Alpharetta Student Defense Lawyer
A criminal charge involving a student typically moves faster than the accused expects, and on two separate tracks simultaneously. When someone enrolled at a university in or near Alpharetta faces an arrest or charge, the matter enters the Fulton County or Cherokee County court system depending on where the incident occurred, while a parallel disciplinary process often begins at the institution itself. An Alpharetta student defense lawyer has to operate on both tracks at once, because what happens in one proceeding can directly influence the other. The Spizman Firm handles criminal defense for students throughout Georgia, and understanding exactly how these cases move through the local courts is the starting point for building a defense that actually works.
How Student Cases Enter the Alpharetta and North Fulton Court System
Alpharetta falls within Fulton County’s jurisdiction for most criminal matters, meaning charges typically proceed through the Fulton County Superior Court for felonies or the Fulton County Magistrate Court at the initial appearance stage. Misdemeanor charges may be handled at the municipal level. After an arrest, the first formal event is the arraignment, where a plea is entered. For students, this usually happens within days to weeks of the arrest, and the timeline matters because university disciplinary procedures may be triggered by the arrest itself, not by any conviction.
The gap between arraignment and trial or resolution is where most of the legal work happens. During that period, the prosecution is required to comply with discovery obligations, producing police reports, body camera footage, lab results, and witness statements. Defense counsel can file pretrial motions to suppress evidence, challenge the sufficiency of probable cause, or contest the methods used to obtain a confession or consent to search. For students, this window is also the period when academic consequences, including suspension from classes or removal from campus housing, may be imposed. Having an attorney engaged immediately after the arrest means these parallel timelines are being managed from the start rather than as an afterthought.

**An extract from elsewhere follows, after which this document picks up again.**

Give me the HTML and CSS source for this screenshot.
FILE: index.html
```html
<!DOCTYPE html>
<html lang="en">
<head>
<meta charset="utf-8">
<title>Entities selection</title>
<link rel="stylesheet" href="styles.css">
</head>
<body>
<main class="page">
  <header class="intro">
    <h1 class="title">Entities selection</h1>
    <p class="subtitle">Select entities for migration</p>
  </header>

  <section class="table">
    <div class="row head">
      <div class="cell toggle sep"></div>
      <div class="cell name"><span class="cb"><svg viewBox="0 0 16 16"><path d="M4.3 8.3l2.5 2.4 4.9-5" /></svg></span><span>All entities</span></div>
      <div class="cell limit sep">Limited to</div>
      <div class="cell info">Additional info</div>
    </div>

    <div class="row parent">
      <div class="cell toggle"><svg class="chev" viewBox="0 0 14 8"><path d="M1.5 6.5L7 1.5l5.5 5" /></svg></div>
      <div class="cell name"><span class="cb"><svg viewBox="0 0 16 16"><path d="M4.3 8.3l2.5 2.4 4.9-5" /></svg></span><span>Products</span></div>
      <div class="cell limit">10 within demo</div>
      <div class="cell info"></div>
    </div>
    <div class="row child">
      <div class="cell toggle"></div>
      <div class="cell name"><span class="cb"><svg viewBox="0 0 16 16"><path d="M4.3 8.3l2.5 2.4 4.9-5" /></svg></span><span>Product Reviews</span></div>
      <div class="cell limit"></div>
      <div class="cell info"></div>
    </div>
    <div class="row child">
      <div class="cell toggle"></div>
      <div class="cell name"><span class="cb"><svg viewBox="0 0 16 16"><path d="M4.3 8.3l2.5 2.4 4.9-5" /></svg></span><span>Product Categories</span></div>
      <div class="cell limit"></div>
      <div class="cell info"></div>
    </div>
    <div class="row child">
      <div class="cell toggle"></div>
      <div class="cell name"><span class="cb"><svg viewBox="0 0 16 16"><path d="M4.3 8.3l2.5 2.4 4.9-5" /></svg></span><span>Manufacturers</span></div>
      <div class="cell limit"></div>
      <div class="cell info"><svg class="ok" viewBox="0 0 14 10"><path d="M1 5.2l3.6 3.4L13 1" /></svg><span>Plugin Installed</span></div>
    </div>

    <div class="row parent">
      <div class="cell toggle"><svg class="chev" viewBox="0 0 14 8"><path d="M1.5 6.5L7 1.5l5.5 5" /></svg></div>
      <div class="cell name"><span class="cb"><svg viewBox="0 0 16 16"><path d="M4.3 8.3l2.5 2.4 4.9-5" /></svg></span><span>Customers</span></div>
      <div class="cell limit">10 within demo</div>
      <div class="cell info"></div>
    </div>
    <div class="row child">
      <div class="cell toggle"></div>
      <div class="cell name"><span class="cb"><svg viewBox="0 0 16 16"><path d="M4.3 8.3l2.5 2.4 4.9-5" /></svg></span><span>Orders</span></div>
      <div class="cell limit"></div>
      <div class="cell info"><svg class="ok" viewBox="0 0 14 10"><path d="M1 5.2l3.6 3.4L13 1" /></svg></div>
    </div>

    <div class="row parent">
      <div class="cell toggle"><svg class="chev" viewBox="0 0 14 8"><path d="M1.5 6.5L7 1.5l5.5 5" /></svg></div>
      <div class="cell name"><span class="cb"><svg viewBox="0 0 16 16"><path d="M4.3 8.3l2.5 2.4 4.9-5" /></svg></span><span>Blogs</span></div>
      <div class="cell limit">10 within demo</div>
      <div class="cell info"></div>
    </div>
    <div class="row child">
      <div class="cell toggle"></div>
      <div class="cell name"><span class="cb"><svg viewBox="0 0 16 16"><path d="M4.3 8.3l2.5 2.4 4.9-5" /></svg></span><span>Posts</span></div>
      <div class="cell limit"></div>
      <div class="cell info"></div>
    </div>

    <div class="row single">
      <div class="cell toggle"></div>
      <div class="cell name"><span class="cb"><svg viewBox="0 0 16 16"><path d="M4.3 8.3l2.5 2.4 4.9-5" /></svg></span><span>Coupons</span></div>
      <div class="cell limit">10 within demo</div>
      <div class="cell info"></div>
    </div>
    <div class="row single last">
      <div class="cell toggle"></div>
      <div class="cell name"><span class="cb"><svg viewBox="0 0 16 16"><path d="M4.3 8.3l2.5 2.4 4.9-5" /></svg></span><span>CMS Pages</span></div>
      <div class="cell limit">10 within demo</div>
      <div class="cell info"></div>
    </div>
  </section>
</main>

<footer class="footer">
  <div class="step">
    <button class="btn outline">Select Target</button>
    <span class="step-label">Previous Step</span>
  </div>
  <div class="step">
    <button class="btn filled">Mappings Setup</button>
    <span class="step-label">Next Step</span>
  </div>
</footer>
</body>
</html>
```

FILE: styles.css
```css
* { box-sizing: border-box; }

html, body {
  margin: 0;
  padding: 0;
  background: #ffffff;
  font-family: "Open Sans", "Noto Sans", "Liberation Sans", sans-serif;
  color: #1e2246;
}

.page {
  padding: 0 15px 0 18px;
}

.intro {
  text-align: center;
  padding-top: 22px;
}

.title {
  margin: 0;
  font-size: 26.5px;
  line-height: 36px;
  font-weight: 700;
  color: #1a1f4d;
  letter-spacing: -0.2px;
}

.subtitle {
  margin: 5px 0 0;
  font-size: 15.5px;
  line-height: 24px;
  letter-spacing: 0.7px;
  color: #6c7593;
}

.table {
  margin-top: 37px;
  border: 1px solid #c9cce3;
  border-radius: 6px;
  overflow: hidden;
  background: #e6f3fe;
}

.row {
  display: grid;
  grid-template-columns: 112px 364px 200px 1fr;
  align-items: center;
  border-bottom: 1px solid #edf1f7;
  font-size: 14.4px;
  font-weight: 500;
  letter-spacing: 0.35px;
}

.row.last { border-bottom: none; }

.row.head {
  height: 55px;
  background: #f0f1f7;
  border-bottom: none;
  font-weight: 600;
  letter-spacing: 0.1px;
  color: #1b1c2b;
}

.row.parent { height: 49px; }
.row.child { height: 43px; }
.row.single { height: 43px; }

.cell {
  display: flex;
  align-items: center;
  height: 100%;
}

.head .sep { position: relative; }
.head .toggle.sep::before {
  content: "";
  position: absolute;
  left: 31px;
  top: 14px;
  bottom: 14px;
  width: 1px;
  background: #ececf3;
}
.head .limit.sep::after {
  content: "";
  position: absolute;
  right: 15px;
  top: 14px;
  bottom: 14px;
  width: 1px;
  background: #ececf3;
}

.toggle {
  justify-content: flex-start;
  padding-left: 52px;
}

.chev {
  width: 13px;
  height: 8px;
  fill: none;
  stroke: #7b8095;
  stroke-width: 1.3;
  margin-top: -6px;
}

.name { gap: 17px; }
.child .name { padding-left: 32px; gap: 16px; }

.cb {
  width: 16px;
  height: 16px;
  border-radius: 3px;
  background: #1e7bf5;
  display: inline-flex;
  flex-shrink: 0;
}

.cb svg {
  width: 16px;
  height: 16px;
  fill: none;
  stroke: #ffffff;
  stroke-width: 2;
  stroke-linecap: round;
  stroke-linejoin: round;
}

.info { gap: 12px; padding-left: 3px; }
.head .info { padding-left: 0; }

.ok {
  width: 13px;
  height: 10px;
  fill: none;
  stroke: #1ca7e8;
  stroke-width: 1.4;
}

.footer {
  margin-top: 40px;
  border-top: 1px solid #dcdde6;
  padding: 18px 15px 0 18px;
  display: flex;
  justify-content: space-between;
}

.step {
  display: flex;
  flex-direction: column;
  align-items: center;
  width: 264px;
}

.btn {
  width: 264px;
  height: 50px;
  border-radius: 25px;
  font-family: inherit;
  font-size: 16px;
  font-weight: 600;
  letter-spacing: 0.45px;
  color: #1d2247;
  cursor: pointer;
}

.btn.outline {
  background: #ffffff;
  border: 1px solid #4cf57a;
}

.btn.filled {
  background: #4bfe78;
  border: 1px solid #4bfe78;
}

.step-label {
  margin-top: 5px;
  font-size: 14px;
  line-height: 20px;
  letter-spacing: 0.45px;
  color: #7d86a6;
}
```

Cherokee County Superior Court, located in Canton, handles charges arising from incidents in that jurisdiction, and its docket and local prosecutorial practices differ from Fulton County in meaningful ways. The Spizman Firm has worked in both courts and understands the procedural differences that affect case strategy, including how motions are typically received and how prosecutors in each county approach plea discussions with first-time or student defendants.

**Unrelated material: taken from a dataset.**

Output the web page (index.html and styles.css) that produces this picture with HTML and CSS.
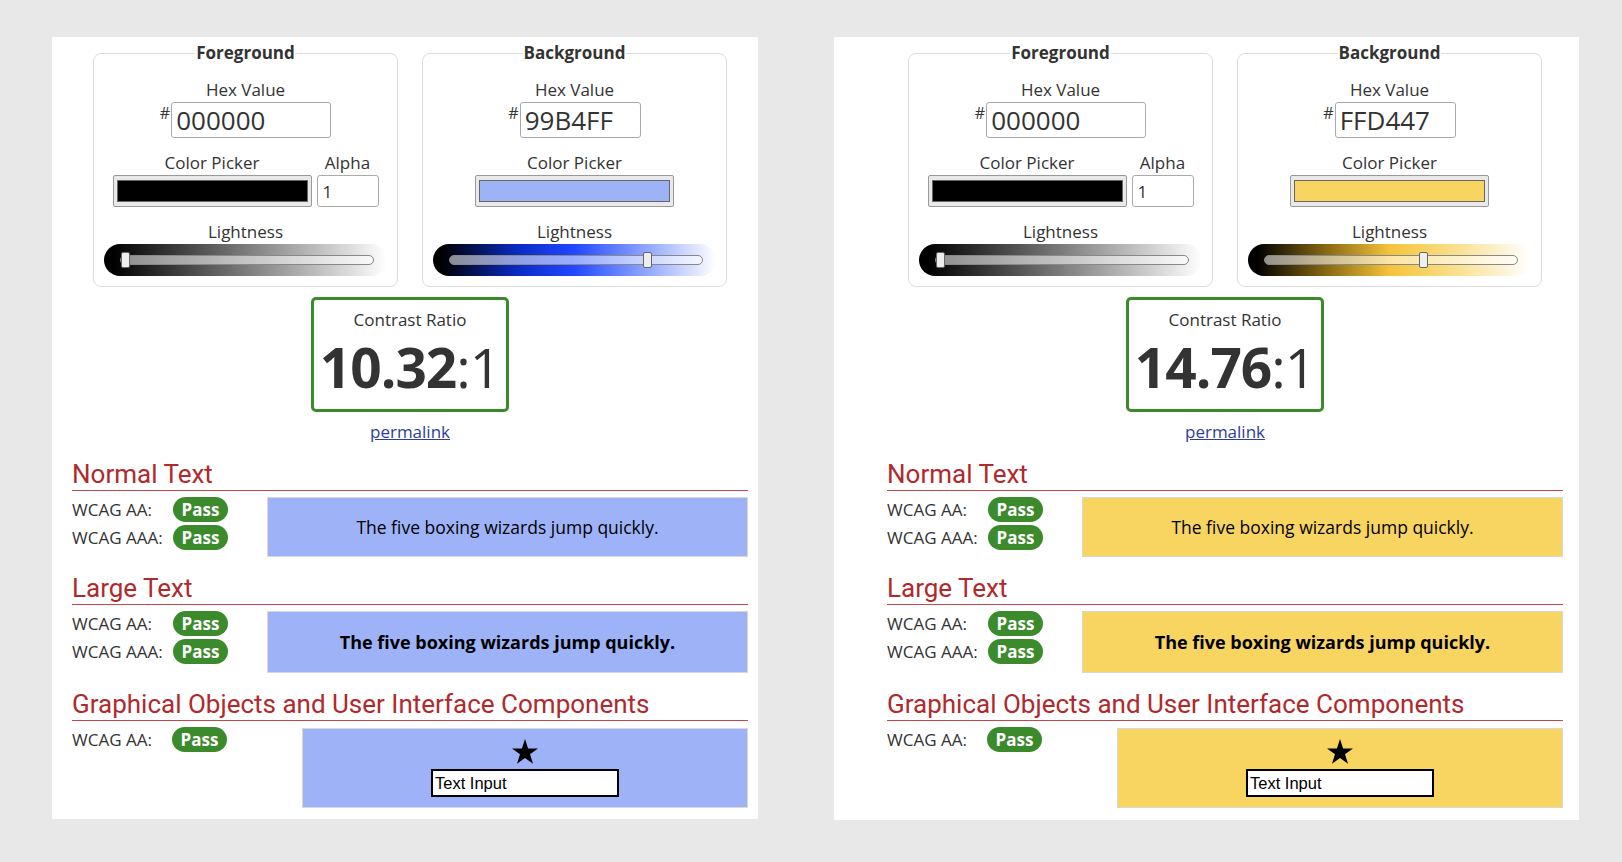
FILE: index.html
```html
<!DOCTYPE html>
<html lang="en">
<head>
<meta charset="utf-8">
<title>Contrast Checker</title>
<link rel="stylesheet" href="styles.css">
</head>
<body>
<div class="page">

  <section class="panel panel-a">
    <div class="pickers">
      <fieldset class="picker">
        <legend>Foreground</legend>
        <div class="field-label">Hex Value</div>
        <div class="hex-row"><span class="hash">#</span><input class="hex-input" type="text" value="000000"></div>
        <div class="picker-row">
          <div class="col">
            <div class="field-label">Color Picker</div>
            <div class="swatch"><div class="swatch-fill fill-black"></div></div>
          </div>
          <div class="col">
            <div class="field-label">Alpha</div>
            <input class="alpha-input" type="text" value="1">
          </div>
        </div>
        <div class="field-label">Lightness</div>
        <div class="slider grad-black"><div class="track"><div class="thumb" style="left:0%"></div></div></div>
      </fieldset>
      <fieldset class="picker">
        <legend>Background</legend>
        <div class="field-label">Hex Value</div>
        <div class="hex-row"><span class="hash">#</span><input class="hex-input hex-short" type="text" value="99B4FF"></div>
        <div class="picker-row">
          <div class="col">
            <div class="field-label">Color Picker</div>
            <div class="swatch"><div class="swatch-fill fill-blue"></div></div>
          </div>
        </div>
        <div class="field-label">Lightness</div>
        <div class="slider grad-blue"><div class="track"><div class="thumb" style="left:80%"></div></div></div>
      </fieldset>
    </div>

    <div class="ratio-box">
      <div class="ratio-label">Contrast Ratio</div>
      <div class="ratio"><b>10.32</b>:1</div>
    </div>
    <a class="permalink" href="#">permalink</a>

    <h2 class="section-title">Normal Text</h2>
    <div class="result">
      <div class="levels">
        <div class="level"><span class="level-name">WCAG AA:</span><span class="pill">Pass</span></div>
        <div class="level"><span class="level-name">WCAG AAA:</span><span class="pill">Pass</span></div>
      </div>
      <div class="sample sample-normal bg-blue">The five boxing wizards jump quickly.</div>
    </div>

    <h2 class="section-title">Large Text</h2>
    <div class="result">
      <div class="levels">
        <div class="level"><span class="level-name">WCAG AA:</span><span class="pill">Pass</span></div>
        <div class="level"><span class="level-name">WCAG AAA:</span><span class="pill">Pass</span></div>
      </div>
      <div class="sample sample-large bg-blue">The five boxing wizards jump quickly.</div>
    </div>

    <h2 class="section-title">Graphical Objects and User Interface Components</h2>
    <div class="result">
      <div class="levels levels-wide">
        <div class="level"><span class="level-name">WCAG AA:</span><span class="pill">Pass</span></div>
      </div>
      <div class="sample sample-ui bg-blue">
        <svg class="star" viewBox="0 0 26 25" width="26" height="25"><polygon points="13,0 16.1,9.4 26,9.5 18,15.3 21,24.8 13,19 5,24.8 8,15.3 0,9.5 9.9,9.4" fill="#000"/></svg>
        <div class="text-input">Text Input</div>
      </div>
    </div>
  </section>

  <section class="panel panel-b">
    <div class="pickers">
      <fieldset class="picker">
        <legend>Foreground</legend>
        <div class="field-label">Hex Value</div>
        <div class="hex-row"><span class="hash">#</span><input class="hex-input" type="text" value="000000"></div>
        <div class="picker-row">
          <div class="col">
            <div class="field-label">Color Picker</div>
            <div class="swatch"><div class="swatch-fill fill-black"></div></div>
          </div>
          <div class="col">
            <div class="field-label">Alpha</div>
            <input class="alpha-input" type="text" value="1">
          </div>
        </div>
        <div class="field-label">Lightness</div>
        <div class="slider grad-black"><div class="track"><div class="thumb" style="left:0%"></div></div></div>
      </fieldset>
      <fieldset class="picker">
        <legend>Background</legend>
        <div class="field-label">Hex Value</div>
        <div class="hex-row"><span class="hash">#</span><input class="hex-input hex-short" type="text" value="FFD447"></div>
        <div class="picker-row">
          <div class="col">
            <div class="field-label">Color Picker</div>
            <div class="swatch"><div class="swatch-fill fill-yellow"></div></div>
          </div>
        </div>
        <div class="field-label">Lightness</div>
        <div class="slider grad-yellow"><div class="track"><div class="thumb" style="left:64%"></div></div></div>
      </fieldset>
    </div>

    <div class="ratio-box">
      <div class="ratio-label">Contrast Ratio</div>
      <div class="ratio"><b>14.76</b>:1</div>
    </div>
    <a class="permalink" href="#">permalink</a>

    <h2 class="section-title">Normal Text</h2>
    <div class="result">
      <div class="levels">
        <div class="level"><span class="level-name">WCAG AA:</span><span class="pill">Pass</span></div>
        <div class="level"><span class="level-name">WCAG AAA:</span><span class="pill">Pass</span></div>
      </div>
      <div class="sample sample-normal bg-yellow">The five boxing wizards jump quickly.</div>
    </div>

    <h2 class="section-title">Large Text</h2>
    <div class="result">
      <div class="levels">
        <div class="level"><span class="level-name">WCAG AA:</span><span class="pill">Pass</span></div>
        <div class="level"><span class="level-name">WCAG AAA:</span><span class="pill">Pass</span></div>
      </div>
      <div class="sample sample-large bg-yellow">The five boxing wizards jump quickly.</div>
    </div>

    <h2 class="section-title">Graphical Objects and User Interface Components</h2>
    <div class="result">
      <div class="levels levels-wide">
        <div class="level"><span class="level-name">WCAG AA:</span><span class="pill">Pass</span></div>
      </div>
      <div class="sample sample-ui bg-yellow">
        <svg class="star" viewBox="0 0 26 25" width="26" height="25"><polygon points="13,0 16.1,9.4 26,9.5 18,15.3 21,24.8 13,19 5,24.8 8,15.3 0,9.5 9.9,9.4" fill="#000"/></svg>
        <div class="text-input">Text Input</div>
      </div>
    </div>
  </section>

</div>
</body>
</html>
```

FILE: styles.css
```css
* { box-sizing: border-box; }

html, body {
  margin: 0;
  padding: 0;
}

body {
  background: #e8e8e8;
  font-family: "Open Sans", "DejaVu Sans", sans-serif;
  color: #333;
  font-size: 17px;
  line-height: 22px;
}

.page {
  display: flex;
  align-items: flex-start;
  gap: 76px;
  padding: 37px 0 0 52px;
}

.panel {
  background: #fff;
  padding-top: 5px;
  display: flex;
  flex-direction: column;
}

.panel-a {
  width: 706px;
  height: 782px;
  padding-left: 20px;
  padding-right: 10px;
}

.panel-b {
  width: 745px;
  height: 783px;
  padding-left: 53px;
  padding-right: 16px;
}

/* ---------- pickers ---------- */
.pickers {
  display: flex;
  justify-content: center;
  gap: 24px;
}

.picker {
  width: 305px;
  margin: 0;
  padding: 15px 0 10px;
  border: 1px solid #dcdcdc;
  border-radius: 8px;
  display: flex;
  flex-direction: column;
  align-items: center;
}

.picker legend {
  font-weight: 700;
  font-size: 17px;
  line-height: 22px;
  padding: 0 1px;
  margin: 0 auto;
  color: #333;
}

.field-label {
  font-size: 17px;
  line-height: 22px;
  text-align: center;
}

.hex-row {
  display: flex;
  align-items: flex-start;
  margin: 1px 0 14px 0;
}

.hash {
  font-size: 16px;
  line-height: 16px;
  margin-top: 3px;
  margin-right: 1px;
}

.hex-input {
  width: 160px;
  height: 36px;
  border: 1px solid #aaa;
  border-radius: 3px;
  font-family: "Open Sans", sans-serif;
  font-size: 26px;
  color: #333;
  padding: 0 0 0 4px;
  margin: 0;
  background: #fff;
}

.hex-short {
  width: 121px;
}

.picker-row {
  display: flex;
  gap: 5px;
  justify-content: center;
  margin-bottom: 14px;
}

.col {
  display: flex;
  flex-direction: column;
  align-items: center;
}

.col .field-label {
  margin-bottom: 1px;
}

.swatch {
  width: 199px;
  height: 32px;
  border: 1px solid #999;
  border-radius: 2px;
  background: #e9e9e9;
  padding: 4px 3px;
}

.swatch-fill {
  width: 100%;
  height: 100%;
  border: 1px solid #666;
}

.fill-black { background: #000; }
.fill-blue { background: #9db3f6; }
.fill-yellow { background: #f7d560; }

.alpha-input {
  width: 62px;
  height: 32px;
  border: 1px solid #aaa;
  border-radius: 3px;
  font-family: "Open Sans", sans-serif;
  font-size: 17px;
  color: #333;
  padding: 0 0 0 5px;
  margin: 0;
}

.slider {
  width: 283px;
  height: 32px;
  margin-top: 1px;
  border-radius: 16px;
  display: flex;
  align-items: center;
  padding: 0 13px 0 16px;
}

.grad-black {
  background: linear-gradient(to right, #000 0%, #000 3%, #fff 100%);
}

.grad-blue {
  background: linear-gradient(to right, #000 0%, #000 3%, #0a2bc4 30%, #2247ff 50%, #6f8bff 68%, #fff 100%);
}

.grad-yellow {
  background: linear-gradient(to right, #000 0%, #000 3%, #8a6a12 28%, #f5c33a 50%, #f9dc7f 70%, #fff 100%);
}

.track {
  position: relative;
  width: 100%;
  height: 10px;
  border: 1px solid #888;
  border-radius: 5px;
  background: rgba(255, 255, 255, 0.55);
}

.thumb {
  position: absolute;
  top: -4px;
  width: 9px;
  height: 16px;
  background: #eee;
  border: 1px solid #666;
  border-radius: 2px;
}

.grad-blue .thumb { transform: translateX(-9px); }
.grad-yellow .thumb { transform: translateX(-7px); }

/* ---------- contrast ratio ---------- */
.ratio-box {
  align-self: center;
  width: 198px;
  height: 115px;
  margin-top: 10px;
  border: 3px solid #3b8a2b;
  border-radius: 5px;
  padding-top: 9px;
  text-align: center;
}

.ratio-label {
  font-size: 17px;
  line-height: 22px;
}

.ratio {
  font-size: 55px;
  line-height: 71px;
  letter-spacing: -1px;
  color: #333;
}

.ratio b {
  font-weight: 700;
}

.permalink {
  align-self: center;
  margin-top: 9px;
  color: #2b3e9a;
  font-size: 17px;
  line-height: 22px;
}

/* ---------- results ---------- */
.section-title {
  margin: 14px 0 0;
  font-family: "Roboto", "Liberation Sans", sans-serif;
  font-weight: 400;
  font-size: 26px;
  line-height: 31px;
  color: #b0292c;
  padding: 2px 0 0;
  border-bottom: 1px solid #c4474a;
}

.result {
  display: flex;
  align-items: flex-start;
  margin-top: 6px;
}

.levels {
  width: 195px;
  flex: none;
}

.levels-wide {
  width: 230px;
}

.level {
  display: flex;
  align-items: center;
  height: 25px;
  margin-bottom: 3px;
}

.level-name {
  width: 101px;
  font-size: 17px;
  color: #333;
}

.levels-wide .level-name {
  width: 100px;
}

.pill {
  width: 55px;
  height: 25px;
  border-radius: 13px;
  background: #3b8a2b;
  color: #fff;
  font-weight: 700;
  font-size: 17px;
  line-height: 25px;
  text-align: center;
}

.sample {
  flex: 1;
  border: 1px solid #d8d8d8;
  display: flex;
  align-items: center;
  justify-content: center;
  color: #000;
}

.bg-blue { background: #9eb3f7; }
.bg-yellow { background: #f7d560; }

.sample-normal {
  height: 60px;
  font-size: 17.5px;
}

.sample-large {
  height: 62px;
  font-size: 18px;
  font-weight: 700;
}

.sample-ui {
  height: 80px;
  margin-top: 1px;
  flex-direction: column;
  justify-content: flex-start;
  padding-top: 10px;
}

.star {
  display: block;
}

.text-input {
  margin-top: 5px;
  width: 188px;
  height: 28px;
  border: 2px solid #000;
  background: #fff;
  font-family: "Liberation Sans", Arial, sans-serif;
  font-size: 16.5px;
  line-height: 24px;
  padding-left: 2px;
  color: #000;
}
```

Fourth Amendment Search Issues That Arise Most Often in Student Cases
A disproportionate number of student criminal cases originate from searches, either of a vehicle, a dormitory or off-campus apartment, a phone, or a person. The Fourth Amendment prohibits unreasonable searches and seizures and requires that law enforcement obtain a warrant supported by probable cause in most circumstances. Suppression motions based on Fourth Amendment violations are among the most powerful tools available in a student criminal case, because if evidence is suppressed, the prosecution’s case frequently collapses entirely.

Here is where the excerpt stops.